I’d like to start by proposing that we consider whether there are any qualified candidates from black America who we might want to see lead our national government in two years. Do we know of any candidates who handle themselves with the class shown by the Rutgers basketball team during their Tuesday press conference? Do we know of any candidates who have demonstrated themselves to be every bit as intelligent as any of the whites who are seeking the top job? Do we know of any candidates who don’t simply have black skin, but share the same relatively progressive agenda that most black Americans have adopted as their own? Do we know of any candidates who, because of their skin color, are well suited not only to speak passionately on behalf of the black community, but also to lecture those members of that community who need lecturing?

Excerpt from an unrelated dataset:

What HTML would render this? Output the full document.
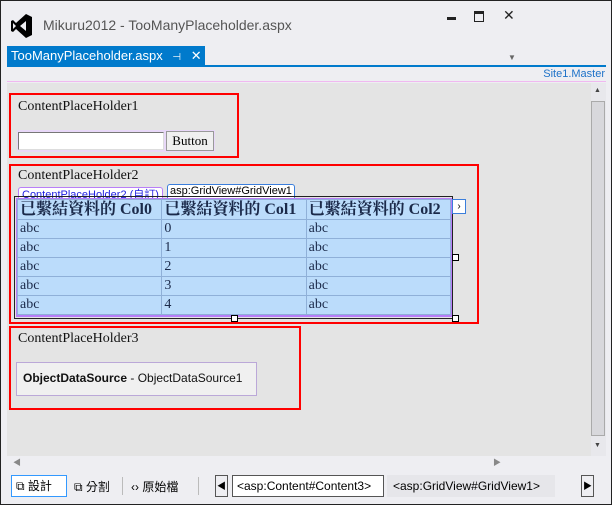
<html><head><style>
body{margin:0;width:612px;height:505px;overflow:hidden;background:#fff;font-family:"Liberation Sans","Noto Sans CJK TC",sans-serif}
#w{position:absolute;left:0;top:0;width:610px;height:503px;border:1px solid #222;background:#eeeef2;overflow:hidden}
.a{position:absolute}
.ser{font-family:"Liberation Serif","Noto Serif CJK SC",serif}
.red{position:absolute;border:2px solid #f00;box-sizing:border-box}
td{border:1px solid #8fb0d8;padding:0 2px;height:19px;line-height:18px;font-size:14px;color:#1b2a4a;white-space:nowrap;overflow:hidden}
</style></head><body><div id="w">
<svg class="a" style="left:10px;top:12px" width="22" height="26" viewBox="0 0 22 26"><path d="M15 1 L21 4 V22 L15 25 L5 16 L2 19 L0 18 V8 L2 7 L5 10 Z M15 8 L9 13 L15 18 Z M2 10 V16 L5 13 Z" fill="#000"/></svg>
<div class="a" style="left:42px;top:16px;font-size:14px;color:#555">Mikuru2012 - TooManyPlaceholder.aspx</div>
<div class="a" style="left:446px;top:16px;width:9px;height:3px;background:#222"></div>
<div class="a" style="left:473px;top:10px;width:8px;height:7px;border:1px solid #222;border-top-width:3px"></div>
<div class="a" style="left:502px;top:6px;font-size:14px;color:#222">✕</div>
<div class="a" style="left:6px;top:45px;width:198px;height:20px;background:#007acc;color:#fff;font-size:13px;line-height:20px;padding-left:4px;box-sizing:border-box;white-space:nowrap">TooManyPlaceholder.aspx <span style="font-size:10px;margin-left:6px">⊣</span> <span style="margin-left:6px">✕</span></div>
<div class="a" style="left:6px;top:64px;width:599px;height:2px;background:#007acc"></div>
<div class="a" style="left:507px;top:52px;font-size:8px;color:#666">▼</div>
<div class="a" style="right:6px;top:67px;font-size:11px;color:#1e72c8">Site1.Master</div>
<div class="a" style="left:6px;top:80px;width:599px;height:1px;background:#f0b8f0"></div>
<div class="a" style="left:6px;top:82px;width:584px;height:373px;background:#e4e4e4"></div>
<div class="a" style="left:590px;top:82px;width:15px;height:373px;background:#e8e8ec"></div>
<div class="a" style="left:590px;top:100px;width:14px;height:335px;background:#d8d8dc;border:1px solid #aaa;box-sizing:border-box"></div>
<div class="a" style="left:593px;top:86px;font-size:7px;color:#444">▲</div>
<div class="a" style="left:593px;top:441px;font-size:7px;color:#444">▼</div>
<div class="red" style="left:8px;top:92px;width:230px;height:65px"></div>
<div class="a ser" style="left:17px;top:98px;font-size:14px;color:#111">ContentPlaceHolder1</div>
<div class="a" style="left:16px;top:129px;width:198px;height:22px;background:#e8d8f8"></div>
<div class="a" style="left:17px;top:131px;width:146px;height:18px;background:#fff;border:1px solid #777;border-right-color:#ddd;border-bottom-color:#ddd;box-sizing:border-box"></div>
<div class="a ser" style="left:165px;top:130px;width:48px;height:20px;background:#f0f0f0;border:1px solid #999;box-sizing:border-box;font-size:13px;text-align:center;line-height:18px">Button</div>
<div class="red" style="left:8px;top:163px;width:470px;height:160px"></div>
<div class="a ser" style="left:17px;top:167px;font-size:14px;color:#111">ContentPlaceHolder2</div>
<div class="a" style="left:17px;top:186px;height:14px;padding:0 3px;border:1px solid #b87ef8;border-bottom:none;border-radius:3px 3px 0 0;background:#fff;color:#2020e0;font-size:11px;line-height:14px">ContentPlaceHolder2 (自訂)</div>
<div class="a" style="left:166px;top:183px;height:13px;padding:0 2px;border:1px solid #3b7edb;border-radius:3px 3px 0 0;background:#fff;font-size:11px;line-height:13px">asp:GridView#GridView1</div>
<div class="a" style="left:13px;top:195px;width:439px;height:123px;border:1px solid #222;box-sizing:border-box"></div>
<div class="a" style="left:15px;top:197px;width:436px;height:119px;border:2px solid #b87ef8;box-sizing:border-box;background:#bbdcfb"></div>
<table class="a ser" style="left:16px;top:198px;border-collapse:collapse;width:434px;table-layout:fixed">
<tr><td style="font-weight:bold;font-size:16px;height:20px">已繫結資料的 Col0</td><td style="font-weight:bold;font-size:16px">已繫結資料的 Col1</td><td style="font-weight:bold;font-size:16px">已繫結資料的 Col2</td></tr>
<tr><td>abc</td><td>0</td><td>abc</td></tr><tr><td>abc</td><td>1</td><td>abc</td></tr><tr><td>abc</td><td>2</td><td>abc</td></tr><tr><td>abc</td><td>3</td><td>abc</td></tr><tr><td>abc</td><td>4</td><td>abc</td></tr></table>
<div class="a" style="left:451px;top:198px;width:12px;height:13px;border:1px solid #3b7edb;background:#fff;font-size:10px;text-align:center;line-height:13px">›</div>
<div class="a" style="left:451px;top:253px;width:5px;height:5px;border:1px solid #000;background:#fff"></div>
<div class="a" style="left:230px;top:314px;width:5px;height:5px;border:1px solid #000;background:#fff"></div>
<div class="a" style="left:451px;top:314px;width:5px;height:5px;border:1px solid #000;background:#fff"></div>
<div class="red" style="left:8px;top:325px;width:292px;height:84px"></div>
<div class="a ser" style="left:17px;top:330px;font-size:14px;color:#111">ContentPlaceHolder3</div>
<div class="a" style="left:15px;top:361px;width:241px;height:34px;background:#f0f0f0;border:1px solid #bba8d8;box-sizing:border-box;font-size:12px;line-height:30px;padding-left:6px;color:#111"><b>ObjectDataSource</b> - ObjectDataSource1</div>
<div class="a" style="left:6px;top:455px;width:584px;height:14px;background:#eeeef2"></div>
<div class="a" style="left:12px;top:456px;font-size:8px;color:#888">◀</div>
<div class="a" style="left:492px;top:456px;font-size:8px;color:#888">▶</div>
<div class="a" style="left:10px;top:474px;width:56px;height:22px;border:1px solid #3399ff;box-sizing:border-box;background:#fff;font-size:12px;line-height:20px;padding-left:4px">⧉ 設計</div>
<div class="a" style="left:73px;top:477px;font-size:12px">⧉ 分割</div>
<div class="a" style="left:121px;top:476px;width:1px;height:18px;background:#bbb"></div>
<div class="a" style="left:130px;top:477px;font-size:12px">‹› 原始檔</div>
<div class="a" style="left:197px;top:476px;width:1px;height:18px;background:#bbb"></div>
<div class="a" style="left:214px;top:474px;width:13px;height:22px;border:1px solid #555;box-sizing:border-box;font-size:9px;line-height:20px;text-align:center">◀</div>
<div class="a" style="left:231px;top:474px;width:152px;height:22px;border:1px solid #555;box-sizing:border-box;background:#fff;font-size:12px;line-height:20px;padding-left:4px">&lt;asp:Content#Content3&gt;</div>
<div class="a" style="left:386px;top:474px;width:162px;height:22px;background:#e6e6ea;font-size:12px;line-height:22px;padding-left:6px">&lt;asp:GridView#GridView1&gt;</div>
<div class="a" style="left:580px;top:474px;width:13px;height:22px;border:1px solid #555;box-sizing:border-box;font-size:9px;line-height:20px;text-align:center">▶</div>
</div></body></html>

You know exactly who I’m talking about.

The truth is that Mr. Obama is so brilliant that it is difficult if not impossible to relate to the man. But we can sure as heck relate to the women of the Rutgers team. And whether it’s because I’m a father of two girls, or whether it’s because I try to take seriously Jewish values, I felt that Imus was smearing myself and my daughters when he humiliated those women. So let’s start by relating to those ladies, one and all. This Passover, the lesson isn’t simply that we were slaves in Egypt. We were slaves. But now, we are simply “nappy headed ho’s.” As such, we have the ability to watch out for others who would treat “our kind” as less than human. And when that happens, we have the ability to join together with our brothers and sisters and fight anyone and everyone who would deny “us” our dignity.

For reminding my fellow Jewish Americans of that lesson, Rabbi Imus, I say “Amen.”